Music

Philharmonia Orchestra

Usher Hall, Edinburgh

Miranda Heggie

Five Stars

Opening with a first half of music by Jean Sibelius, the Philharmonia under Vladimir Ashkenazy gave a dazzling performance at the Usher Hall on Sunday afternoon. The measured dynamic variation of his Valse Trieste was arresting, as Ashkenazy moulded the music with expert control. Sibelius’s Violin Concerto in D minor, with BBC New Generation Artist Esther Yoo as the soloist was equally stunning. Yoo’s solo passages were bewitching, as she played her cadenza in the middle of the first movement with such a huge and intricate amount of detail if was almost hard to conceive the sounds were coming from just one instrument, and the balance between soloist and orchestra was just perfect under Ashkenazy’s intuitive direction

Moving on to play Rachmaninov’s Symphony number 2 in E Minor, this must surely have been Rachmaninov’s music at its finest.

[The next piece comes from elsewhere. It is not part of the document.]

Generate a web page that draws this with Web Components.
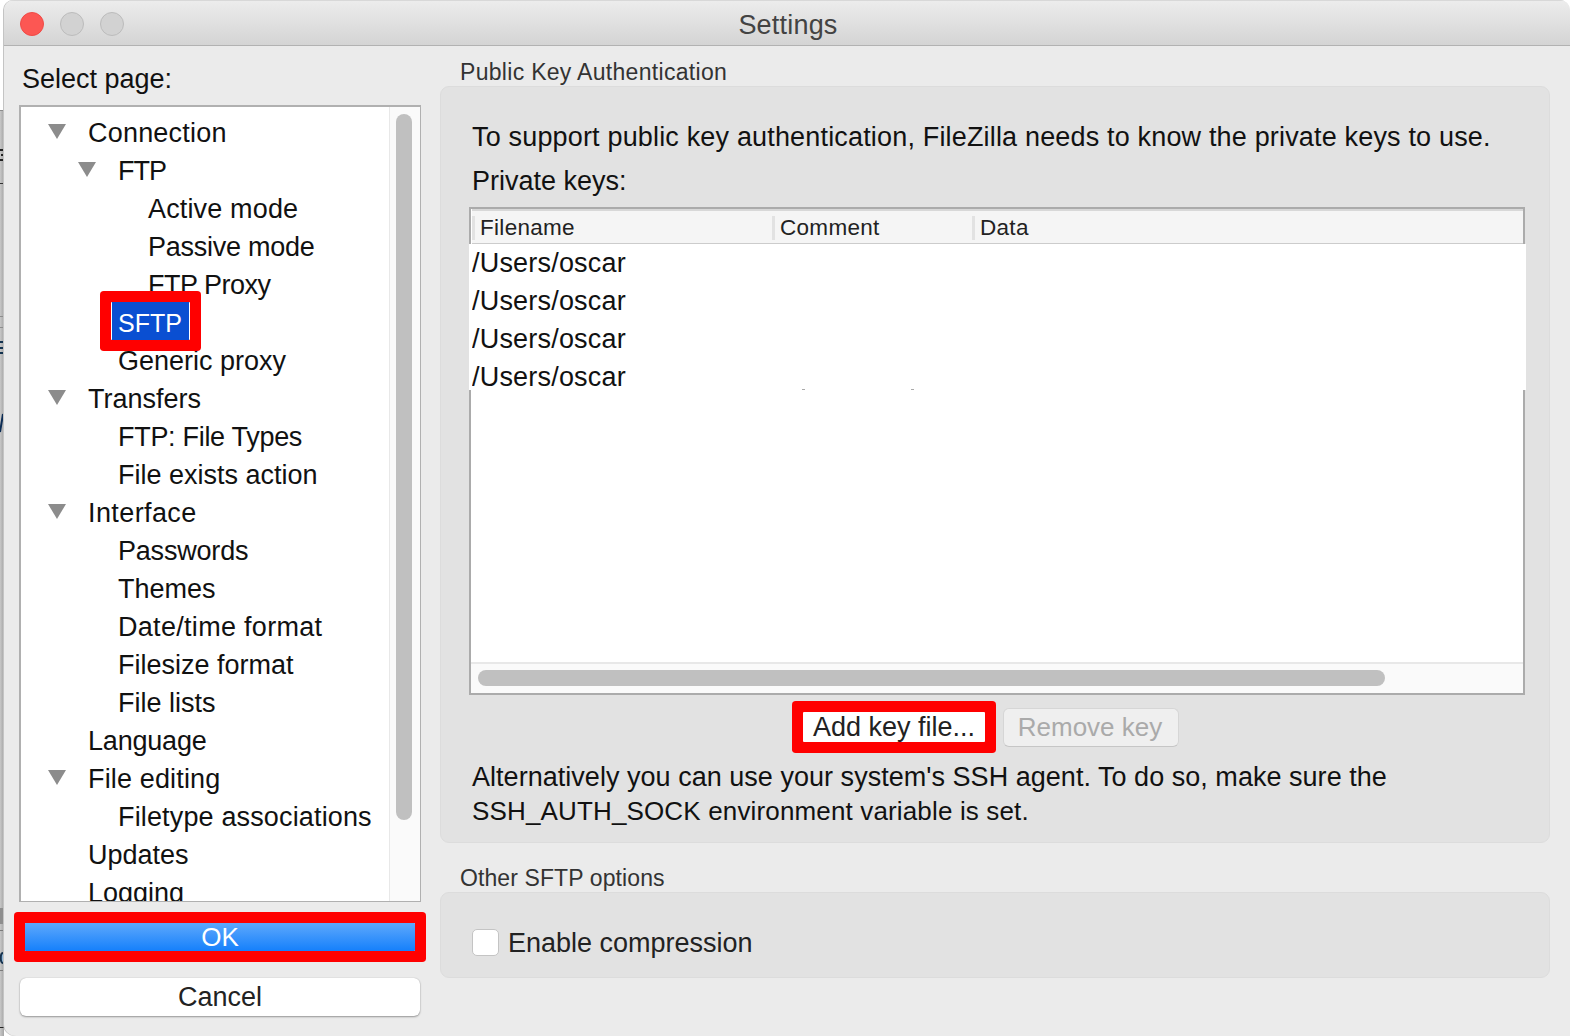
<!DOCTYPE html>
<html><head><meta charset="utf-8"><title>Settings</title>
<style>
html,body{margin:0;padding:0;background:#fff;height:1036px;overflow:hidden}
body{font-family:"Liberation Sans",Arial,sans-serif;font-size:27px;color:#111;position:relative}
span.l2{font-size:26px;letter-spacing:.15px}
</style></head><body>
<fz-backdrop></fz-backdrop>
<fz-window title="Settings">
  <fz-sidebar slot="left">
    <fz-tree>
      <fz-row level="0" open ls=".2">Connection</fz-row>
      <fz-row level="1" open ls="-1">FTP</fz-row>
      <fz-row level="2" ls=".15">Active mode</fz-row>
      <fz-row level="2" ls="-.25">Passive mode</fz-row>
      <fz-row level="2" ls="-.5">FTP Proxy</fz-row>
      <fz-row level="1" selected>SFTP</fz-row>
      <fz-row level="1">Generic proxy</fz-row>
      <fz-row level="0" open>Transfers</fz-row>
      <fz-row level="1" ls="-.3">FTP: File Types</fz-row>
      <fz-row level="1">File exists action</fz-row>
      <fz-row level="0" open ls=".4">Interface</fz-row>
      <fz-row level="1" ls="-.2">Passwords</fz-row>
      <fz-row level="1">Themes</fz-row>
      <fz-row level="1" ls=".3">Date/time format</fz-row>
      <fz-row level="1">Filesize format</fz-row>
      <fz-row level="1">File lists</fz-row>
      <fz-row level="0" ls="-.2">Language</fz-row>
      <fz-row level="0" open ls=".15">File editing</fz-row>
      <fz-row level="1" ls=".15">Filetype associations</fz-row>
      <fz-row level="0">Updates</fz-row>
      <fz-row level="0">Logging</fz-row>
    </fz-tree>
  </fz-sidebar>
  <fz-content slot="right">
    <fz-group label="Public Key Authentication" kind="keys">
      <p class="a">To support public key authentication, FileZilla needs to know the private keys to use.</p>
      <p class="b">Private keys:</p>
      <fz-keylist></fz-keylist>
      <fz-keybuttons></fz-keybuttons>
      <p class="c">Alternatively you can use your system's SSH agent. To do so, make sure the<br><span class="l2">SSH_AUTH_SOCK environment variable is set.</span></p>
    </fz-group>
    <fz-group label="Other SFTP options" kind="other">
      <fz-check>Enable compression</fz-check>
    </fz-group>
  </fz-content>
</fz-window>
<script>
function shadow(el, html){ el.attachShadow({mode:'open'}).innerHTML = html; }
const FONT = '"Liberation Sans",Arial,sans-serif';

customElements.define('fz-backdrop', class extends HTMLElement{
  connectedCallback(){
    shadow(this, `<style>
      :host{position:absolute;left:0;top:0;width:4px;height:1036px;display:block}
      svg{display:block}
    </style>
    <svg width="4" height="1036" viewBox="0 0 4 1036">
      <defs><linearGradient id="g" x1="0" x2="1" y1="0" y2="0"><stop offset="0" stop-color="#c8c8c8"/><stop offset="1" stop-color="#a4a4a4"/></linearGradient></defs>
      <rect y="110" width="4" height="926" fill="url(#g)"/>
      <rect y="110" width="4" height="1" fill="#8c8c8c"/>
      <rect y="183" width="4" height="1" fill="#333"/>
      <rect y="316" width="4" height="1" fill="#8c8c8c"/>
      <rect y="327" width="4" height="1" fill="#8c8c8c"/>
      <path d="M0 150h3M1 155h3M0 160h3" stroke="#222" stroke-width="2" fill="none"/>
      <path d="M0 342h3M0 348h3M0 353h3" stroke="#12324f" stroke-width="2" fill="none"/>
      <path d="M3 414L0 432" stroke="#0c2c55" stroke-width="2" fill="none"/>
      <rect y="908" width="4" height="16" fill="#8e8e8e"/>
      <rect y="930" width="4" height="1" fill="#7a7a7a"/>
      <path d="M3 953c-3 0-3 10 0 10" stroke="#16324e" stroke-width="2" fill="#8fb6d6"/>
      <rect y="970" width="4" height="1" fill="#7a7a7a"/>
      <rect y="1027" width="6" height="1" fill="#222"/>
    </svg>`);
  }
});

customElements.define('fz-window', class extends HTMLElement{
  connectedCallback(){
    shadow(this, `<style>
      :host{display:flex;flex-direction:column;box-sizing:border-box;width:1566px;height:1036px;margin-left:4px;background:#ebebeb;border-radius:10px 10px 0 12px;overflow:hidden;position:relative;box-shadow:-1px 0 0 #c4c4c4}
      .bar{flex:none;height:46px;box-sizing:border-box;display:flex;align-items:center;gap:16px;padding:1px 0 0 16px;position:relative;background:linear-gradient(#ececec,#d4d4d4);border-bottom:1px solid #b2b2b2;border-top:1px solid #d8d8d8}
      .l{width:24px;height:24px;border-radius:50%;box-sizing:border-box;background:#d2d2d2;border:1px solid #bcbcbc}
      .l.r{background:#fc5753;border-color:#f04a46}
      .t{position:absolute;left:2px;right:0;text-align:center;font-size:27px;line-height:32px;color:#434343;top:8px;letter-spacing:.2px}
      .body{flex:1;display:flex;padding:0 20px 0 16px;gap:20px;min-height:0}
    </style>
    <div class="bar"><span class="l r"></span><span class="l"></span><span class="l"></span><span class="t">${this.getAttribute('title')}</span></div>
    <div class="body"><slot name="left"></slot><slot name="right"></slot></div>`);
  }
});

customElements.define('fz-sidebar', class extends HTMLElement{
  connectedCallback(){
    shadow(this, `<style>
      :host{display:flex;flex-direction:column;width:400px;flex:none}
      .h{height:59px;box-sizing:border-box;padding:18px 0 0 2px;font-size:27px;line-height:30px;color:#111}
      .btns{display:flex;flex-direction:column;align-items:center}
      .ok{margin-top:21px;width:390px;height:28px;background:linear-gradient(#5ea8fc,#1580fb);color:#fff;text-align:center;line-height:28px;font-size:26px;box-shadow:0 0 0 11px #f00;border-radius:1px}
      .cancel{margin-top:27px;width:400px;height:38px;box-sizing:border-box;background:#fff;border-radius:6px;text-align:center;line-height:38px;font-size:27px;color:#222;box-shadow:0 1px 2px rgba(0,0,0,.35),0 0 1px rgba(0,0,0,.25)}
    </style>
    <div class="h">Select page:</div>
    <slot></slot>
    <div class="btns"><div class="ok">OK</div><div class="cancel">Cancel</div></div>`);
  }
});

customElements.define('fz-tree', class extends HTMLElement{
  connectedCallback(){
    shadow(this, `<style>
      :host{display:flex;width:402px;height:797px;box-sizing:border-box;border:1px solid #b0b0b0;border-top-width:2px;border-left-width:2px;background:#fff;overflow:hidden;margin:0 0 0 -1px}
      .list{flex:1;min-width:0;padding-top:7px;overflow:hidden}
      .sb{flex:none;width:31px;box-sizing:border-box;background:#fafafa;border-left:1px solid #e8e8e8;padding:7px 7px 0 6px}
      .th{height:706px;width:16px;background:#c0c0c0;border-radius:8px}
    </style>
    <div class="list"><slot></slot></div><div class="sb"><div class="th"></div></div>`);
  }
});

customElements.define('fz-row', class extends HTMLElement{
  connectedCallback(){
    const lv = +this.getAttribute('level');
    const sel = this.hasAttribute('selected');
    const ls = this.getAttribute('ls') || '0';
    shadow(this, `<style>
      :host{display:flex;align-items:center;height:38px;font-size:27px;color:#111;white-space:nowrap;padding-left:${27+lv*30}px;position:relative;letter-spacing:${ls}px;${sel?'z-index:1;':''}}
      .tw{flex:none;width:18px;height:15px;margin:-3px 22px 0 0;${this.hasAttribute('open')?'':'visibility:hidden;'}}
      .label{display:inline-block;line-height:38px}
      .label.sel{background:#0a4fd2;color:#fff;font-size:25px;line-height:34px;padding:4px 7px 0 6px;margin:0 0 4px -7px;border-left:1px solid #fff;border-right:1px solid #fff;box-shadow:0 0 0 11px #f00;border-radius:1px}
    </style>
    <svg class="tw" viewBox="0 0 18 15"><path d="M0 0H18L9 15Z" fill="#8c8c8c"/></svg><span class="label ${sel?'sel':''}"><slot></slot></span>`);
  }
});

customElements.define('fz-content', class extends HTMLElement{
  connectedCallback(){
    shadow(this, `<style>:host{display:flex;flex-direction:column;flex:1;min-width:0;padding-top:12px;gap:21px}</style><slot></slot>`);
  }
});

customElements.define('fz-group', class extends HTMLElement{
  connectedCallback(){
    const k = this.getAttribute('kind');
    shadow(this, `<style>
      :host{display:block;font-family:${FONT}}
      .cap{font-size:23px;height:28px;line-height:28px;color:#333;padding-left:20px;letter-spacing:${k==='keys'?.3:.1}px}
      .box{box-sizing:border-box;background:#e2e2e2;border:1px solid #dcdcdc;border-radius:9px;padding:0 24px 0 31px;height:${k==='keys'?757:86}px;${k==='other'?'display:flex;align-items:center;padding-top:15px;':''}}
      ::slotted(p){margin:0;font-size:27px;color:#111}
      ::slotted(p.a){padding-top:34px;line-height:32px;letter-spacing:.17px;white-space:nowrap}
      ::slotted(p.b){padding-top:12px;line-height:32px}
      ::slotted(p.c){line-height:34px;margin-top:7px;white-space:nowrap;letter-spacing:.03px}
    </style><div class="cap">${this.getAttribute('label')}</div><div class="box"><slot></slot></div>`);
  }
});

customElements.define('fz-keylist', class extends HTMLElement{
  connectedCallback(){
    const rows = Array(4).fill('<div class="r"><span>/Users/oscar</span></div>').join('');
    shadow(this, `<style>
      :host{display:flex;flex-direction:column;box-sizing:border-box;width:1056px;height:488px;margin:10px 0 0 -3px;border:2px solid #ababab;background:#fff;position:relative}
      .hd{flex:none;display:grid;grid-template-columns:300px 200px 1fr;height:36px;box-sizing:border-box;background:#f5f5f5;border-top:2px solid #d8d8d8;border-bottom:2px solid #ccc;margin:0 0 0 1px;font-size:22.5px;color:#222;letter-spacing:.3px}
      .hd div{border-left:3px solid #e2e2e2;padding-left:5px;height:24px;line-height:24px;margin-top:5px}
      .rows{flex:none;height:146px;box-sizing:border-box;margin:-1px -3px 0 -2px;background:#fff;position:relative}
      .r{height:38px;line-height:38px;font-size:27px;color:#111;padding-left:3px;white-space:nowrap;letter-spacing:.2px}
      .r span{display:inline-block;width:154px;overflow:hidden;vertical-align:top}
      .dots{position:absolute;top:145px;left:333px;width:3px;height:1px;background:#aaa;box-shadow:109px 0 0 #aaa}
      .sp{flex:1}
      .hs{flex:none;height:31px;box-sizing:border-box;background:#fafafa;border-top:2px solid #e8e8e8;padding:6px 0 0 7px}
      .th{height:16px;width:907px;background:#c0c0c0;border-radius:8px}
    </style>
    <div class="hd"><div>Filename</div><div>Comment</div><div>Data</div></div>
    <div class="rows">${rows}<div class="dots"></div></div>
    <div class="sp"></div>
    <div class="hs"><div class="th"></div></div>`);
  }
});

customElements.define('fz-keybuttons', class extends HTMLElement{
  connectedCallback(){
    shadow(this, `<style>
      :host{display:flex;align-items:center;height:52px;margin-top:6px;padding-left:331px;font-size:27px}
      .add{width:182px;height:30px;line-height:30px;background:#fff;color:#222;text-align:center;box-shadow:0 0 0 11px #f00;border-radius:1px;white-space:nowrap}
      .rm{margin-left:18px;width:176px;height:39px;font-size:26px;line-height:37px;box-sizing:border-box;background:#efefef;border:1px solid #d6d6d6;border-bottom-color:#c6c6c6;border-radius:6px;color:#aaa;text-align:center;white-space:nowrap;padding-right:2px}
    </style><div class="add">Add key file...</div><div class="rm">Remove key</div>`);
  }
});

customElements.define('fz-check', class extends HTMLElement{
  connectedCallback(){
    shadow(this, `<style>
      :host{display:flex;align-items:center;gap:9px;font-size:27px;color:#222}
      .c{width:27px;height:27px;box-sizing:border-box;background:#fff;border:1px solid #c4c4c4;border-radius:5px}
      .t{padding-top:2px}
    </style><span class="c"></span><span class="t"><slot></slot></span>`);
  }
});
</script>
</body></html>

Ashkenazy was astonishing as he conducted the orchestra with an amazing breadth of expression, taking the orchestra through a whirlwind of emotion. The finesse with which his symphony was delivered, right down to the last semiquaver was quite incredible, under the direction of someone who has clearly an innate knowledge of this repertoire. The intensity of the final bars of the first movement was heated and stormy, before the orchestra erupted with a fiery passion in the second ‘allegro molto’ movement, with scurrying string passages juxtaposed with incandescent brass. The adagio’s clarinet solo was beautifully clear and measured, as the sixteen part string accompaniment dripped with tender lyricism. The final movement, Allegro Vivace was hugely vivid and colourful, with the solo flute melting into the strings, before culminating in a thunderous finale.